The villagers formed their own theories, some saying that one person had murdered another, then committed suicide, and they had been buried side by side in the same grave (a recipe for trouble). Others said that three people from a nearby mansion had gone together to look through a ventilation grating into the vault and had seen a large raven perching on one of the coffins. This bird was seen more than once by the parish clerk, pecking at the grating and fluttering about inside the vault. On another occasion it was seen in the church itself. The wife and daughter of the parish clerk often saw it. Some bell-ringers, one evening when they came to ring the bells, were told by a youth that a raven was flying about in the chancel. Coming to the church with sticks, stones, and lanterns, the four men and two boys found it fluttering among the rafters and tried to catch it. Having been driven back and forth, and beaten with a stick, so that one of its wings was broken, it fluttered down screaming and they tried to seize it. Although it appeared exhausted and finally in their grasp, all in a moment it vanished.

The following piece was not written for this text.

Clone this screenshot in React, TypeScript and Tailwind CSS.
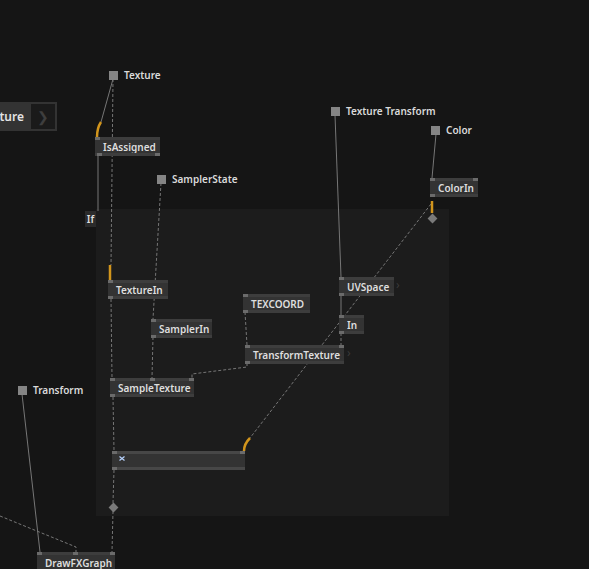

In 1883, the wife of a former vicar told Dr Lee that she remembered often hearing sounds in the church like the fluttering of a large bird. Dr Lee also heard that, one Saturday afternoon in 1869, two ladies who had gone to the church with flowers each saw a great black bird perched on one of the pews – they thought it must have escaped from the Zoological Gardens or some menagerie. Some identified this bird with the murderer of the first story. Dr Lee heard through a friend from a Mrs White, whose family lived in the district from 1782 to 1818, that:

… the country folks always believed that the Spectral Bird which haunted Drayton Church was the restless and miserable spirit of a murderer who had committed suicide, and who, through family influence, instead of being put into a pit or hole, with a stake through his body at the cross-road by Harmondsworth, as was the sentence by law, had been buried in consecrated ground on the north side of the churchyard.

Fridays (the day the bird usually appeared) were traditionally unlucky, and ravens themselves were not only ominous birds but sometimes also thought to be the vehicles for the transmigration of souls (see MARAZION, Cornwall). These seem sufficient reasons why the raven should be thought to hold the spirit of a murderer, who had been buried, contrary to custom up to 1823, in consecrated ground.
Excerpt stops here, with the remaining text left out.